In regard to the second ascription aired by the accused-appellant, emphasis is laid on the fact that the court a quo should have relied more on the explanation offered by the defense rather than giving credence to the testimony of the People's witnesses. For one thing, accused-appellant asseverates that they could not have been positively identified by Percival Tan and Rene Araneta considering that it was then still dark when the accused boarded the jeep, up to the time they were apprehended. But counsel for accused-appellant concedes that the jeep was lighted subject to the caveat that it was not well lighted (p. 12, Brief for Accused-Appellant) which does not entirely foreclose positive identification of the culprits who admittedly shared a ride with their victims and were thus seated within the closed quarters of the jeepney. Moreover, it was established by the prosecution that Rene Araneta's jacket was one of the items which was asported, that it was worn by one of the felons, and that the jacket was recognized by Rene Araneta from a distance of 1-1/2 meters (p. 7, Brief for Accused-Appellant). To lessen the impact of the affirmative statements uttered against accused-appellant, it is argued that the immediate propensity of a criminal is to move out from the scene of the locus criminis and not merely to walk casually within the vicinity. We said in People vs. Ocampo (G.R. No. 80262, September 1, 1993) that indeed, there can be no legal dispute to the legal proposition that flight from the scene of the felony is one of the indicia of a guilty conscience, but it is equally true, we proceeded to say, that culprits, in exceptional cases, have become bolder by returning to the scene of the crime to feign innocence. At any rate, it has been repeatedly stressed by this Court that the factual findings of the trial court and the conclusions drawn therefrom are accorded utmost respect since the magistrate at the court of origin had the first hand impression of the demeanor and deportment of witnesses (People vs. Lim, 206 SCRA 176 [1992]; People vs. Castillo, 208 SCRA 62).
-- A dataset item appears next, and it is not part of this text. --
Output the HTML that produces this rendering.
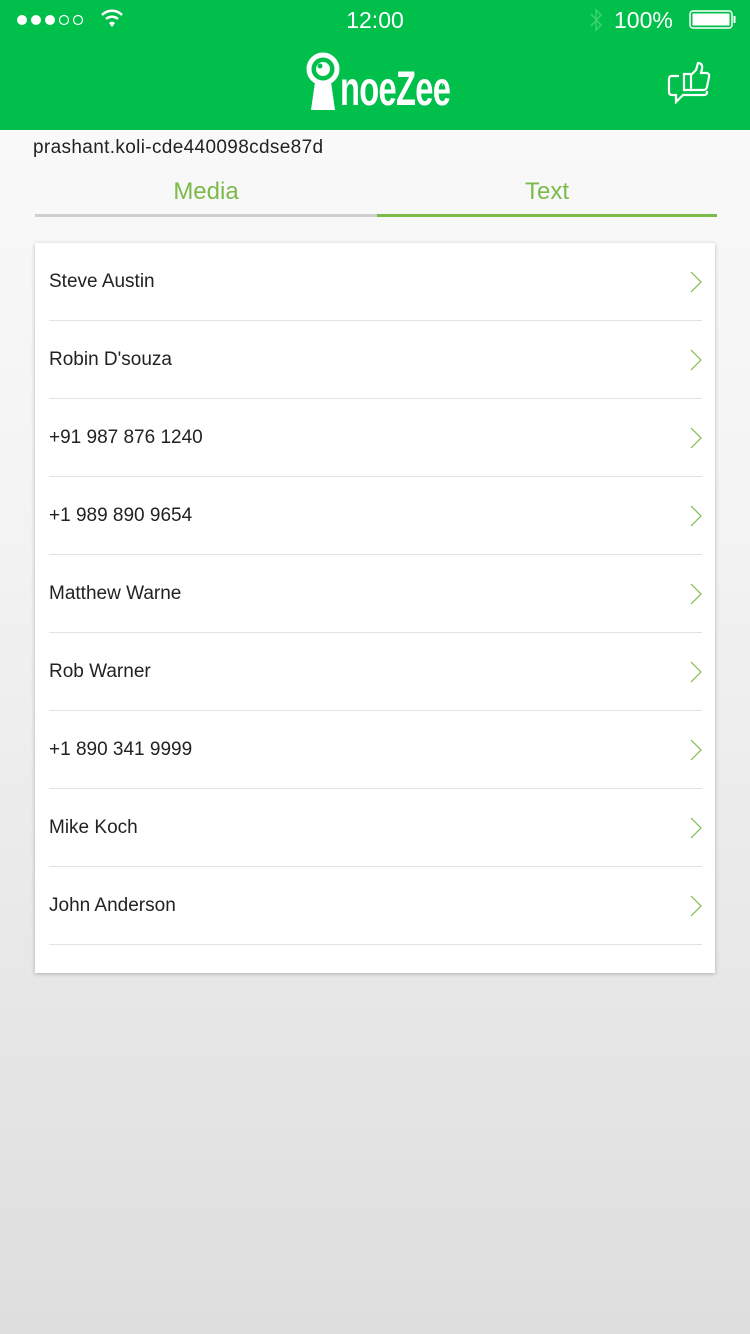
<!DOCTYPE html>
<html><head><meta charset="utf-8"><style>
*{margin:0;padding:0;box-sizing:border-box}
body{width:750px;height:1334px;overflow:hidden;font-family:"Liberation Sans",sans-serif;background:linear-gradient(#fbfbfb 0%,#f3f3f3 40%,#dedede 100%);position:relative}
.hdr{position:absolute;top:0;left:0;width:750px;height:130px;background:#00bf4b;color:#fff}
.t{position:absolute}
.card{position:absolute;left:35px;top:243px;width:680px;height:730px;background:#fff;box-shadow:0 1px 4px rgba(0,0,0,.25)}
.row{position:absolute;left:14px;width:653px;height:78px;border-bottom:1px solid #e2e2e2;font-size:19px;color:#222;line-height:78px}
.row svg{position:absolute;right:0;top:28px}
</style></head><body>
<div class="hdr">
 <div class="t" style="left:16px;top:12px;">
  <svg width="70" height="16"><circle cx="6" cy="8" r="5" fill="#fff"/><circle cx="20" cy="8" r="5" fill="#fff"/><circle cx="34" cy="8" r="5" fill="#fff"/><circle cx="48" cy="8" r="4.5" fill="none" stroke="#fff" stroke-width="1.2"/><circle cx="62" cy="8" r="4.5" fill="none" stroke="#fff" stroke-width="1.2"/></svg>
 </div>
 <svg class="t" style="left:100px;top:8px" width="24" height="20"><path d="M2 7 A14 14 0 0 1 22 7" stroke="#fff" stroke-width="2.5" fill="none"/><path d="M6 11 A9 9 0 0 1 18 11" stroke="#fff" stroke-width="2.5" fill="none"/><path d="M9 15 L12 19 L15 15 A4 4 0 0 0 9 15Z" fill="#fff"/></svg>
 <div class="t" style="left:0;width:750px;text-align:center;top:7px;font-size:23px">12:00</div>
 <svg class="t" style="left:588px;top:7px" width="16" height="26"><path d="M3 7 L13 18 L8 23 L8 3 L13 8 L3 19" stroke="#3ad46f" stroke-width="1.5" fill="none"/></svg>
 <div class="t" style="left:614px;top:7px;font-size:23px">100%</div>
 <svg class="t" style="left:689px;top:10px" width="48" height="20"><rect x="1" y="1" width="42" height="17" rx="3" fill="none" stroke="#fff" stroke-width="1.5"/><rect x="3.5" y="3.5" width="37" height="12" fill="#fff"/><rect x="44.5" y="6" width="2" height="7" fill="#fff"/></svg>
 <svg class="t" style="left:306px;top:52px" width="34" height="58"><circle cx="17" cy="17" r="14" fill="none" stroke="#fff" stroke-width="5"/><circle cx="17" cy="17" r="7" fill="#fff"/><circle cx="14" cy="14" r="2.5" fill="#00bf4b"/><path d="M9 30 L25 30 L29 58 L5 58Z" fill="#fff"/></svg>
 <div class="t" style="left:340px;top:66px;font-size:48px;font-weight:bold;letter-spacing:-1px;transform:scaleX(.68);transform-origin:left;line-height:48px">noeZee</div>
 <div class="t" style="left:441px;top:82px;font-size:5px">TM</div>
 <svg class="t" style="left:666px;top:60px" width="46" height="44" viewBox="0 0 46 44"><path d="M13 16 L6 16 Q3 16 3 19 L3 32 Q3 35 6 35 L10 35 L10 42 L17 35 L38 35 Q41 35 41 32 L41 31" stroke="#fff" stroke-width="2.2" fill="none"/><rect x="18" y="14" width="7" height="16" fill="none" stroke="#fff" stroke-width="2.2"/><path d="M25 15 L30 10 L32 3 Q37 3 36 9 L35 13 L41 13 Q44 14 43 17 L41 27 Q40 30 38 30 L25 30" stroke="#fff" stroke-width="2.2" fill="none"/></svg>
</div>
<div class="t" style="left:33px;top:137px;font-size:19px;color:#222;letter-spacing:0.35px">prashant.koli-cde440098cdse87d</div>
<div class="t" style="left:35px;width:342px;text-align:center;top:178px;font-size:24px;color:#7cba4a">Media</div>
<div class="t" style="left:377px;width:340px;text-align:center;top:178px;font-size:24px;color:#7cba4a">Text</div>
<div class="t" style="left:35px;top:214px;width:342px;height:3px;background:#cfcfcf"></div>
<div class="t" style="left:377px;top:214px;width:340px;height:3px;background:#7cba4a"></div>
<div class="card">
 <div class="row" style="top:0">Steve Austin<svg width="12" height="22"><path d="M1 1 L11 11 L1 21" stroke="#7cba4a" stroke-width="1.2" fill="none"/></svg></div>
 <div class="row" style="top:78px">Robin D'souza<svg width="12" height="22"><path d="M1 1 L11 11 L1 21" stroke="#7cba4a" stroke-width="1.2" fill="none"/></svg></div>
 <div class="row" style="top:156px">+91 987 876 1240<svg width="12" height="22"><path d="M1 1 L11 11 L1 21" stroke="#7cba4a" stroke-width="1.2" fill="none"/></svg></div>
 <div class="row" style="top:234px">+1 989 890 9654<svg width="12" height="22"><path d="M1 1 L11 11 L1 21" stroke="#7cba4a" stroke-width="1.2" fill="none"/></svg></div>
 <div class="row" style="top:312px">Matthew Warne<svg width="12" height="22"><path d="M1 1 L11 11 L1 21" stroke="#7cba4a" stroke-width="1.2" fill="none"/></svg></div>
 <div class="row" style="top:390px">Rob Warner<svg width="12" height="22"><path d="M1 1 L11 11 L1 21" stroke="#7cba4a" stroke-width="1.2" fill="none"/></svg></div>
 <div class="row" style="top:468px">+1 890 341 9999<svg width="12" height="22"><path d="M1 1 L11 11 L1 21" stroke="#7cba4a" stroke-width="1.2" fill="none"/></svg></div>
 <div class="row" style="top:546px">Mike Koch<svg width="12" height="22"><path d="M1 1 L11 11 L1 21" stroke="#7cba4a" stroke-width="1.2" fill="none"/></svg></div>
 <div class="row" style="top:624px">John Anderson<svg width="12" height="22"><path d="M1 1 L11 11 L1 21" stroke="#7cba4a" stroke-width="1.2" fill="none"/></svg></div>
</div>
</body></html>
With respect to the so-called warrantless arrest of accused-appellant, we are of the view that the search falls within the purview of Section 5(b) of Rule 113 which serves as an exception to the requisite warrant prior to arrest:

When an offense has in fact been committed, and he has personal knowledge of facts indicating that the person to be arrested has committed it;

inasmuch as the police team was formed and dispatched to look for the persons responsible for the crime on account of the information related by Percival Tan and Rene Araneta that they had just been robbed (People vs. Gerente, 219 SCRA 756 [1993]; People vs. Tonog, Jr., 205 SCRA 772 [1992]). And since accused-appellant's arrest was lawful, it follows that the search made incidental thereto was valid (People vs. Tanilon, 221 SCRA 671 [1993]). Moreover, the unlicensed firearms were found when the police team apprehended the accused for the robbery and not for illegal possession of firearms and ammunition (People vs. Cruz, 165 SCRA 135 [1988]). The principle imparted by Justice Padilla in Cruz was based on the ruling of this Court in Magoncia vs. Palacio (90 Phil. 771 [1948]) that:

. . . When, in pursuing an illegal action or in the commission of a criminal offense, the offending police officers should happen to discover a criminal offense being committed by any person, they are not precluded from performing their duties as police officers for the apprehension of the guilty person and the taking of the corpus delicti.

Nonetheless, the penalty of "reclusion perpetua or life imprisonment", as erroneously imposed by the lower court must be modified to read only as reclusion perpetua, as provided by Section 1 of Presidential Decree No. 1866, said penalty being distinct from life imprisonment.

WHEREFORE, the decision appealed from is hereby affirmed with the slight modification that the proper penalty to be imposed is reclusion perpetua. Further, the court orders the forfeiture of the firearms and other incidental paraphernalia in favor of the Philippine National Police to be disposed of in accordance with law.

No pronouncement is made as to costs.

SO ORDERED.

Feliciano, (Chairman), Bidin, Romero, and Vitug, JJ., concur.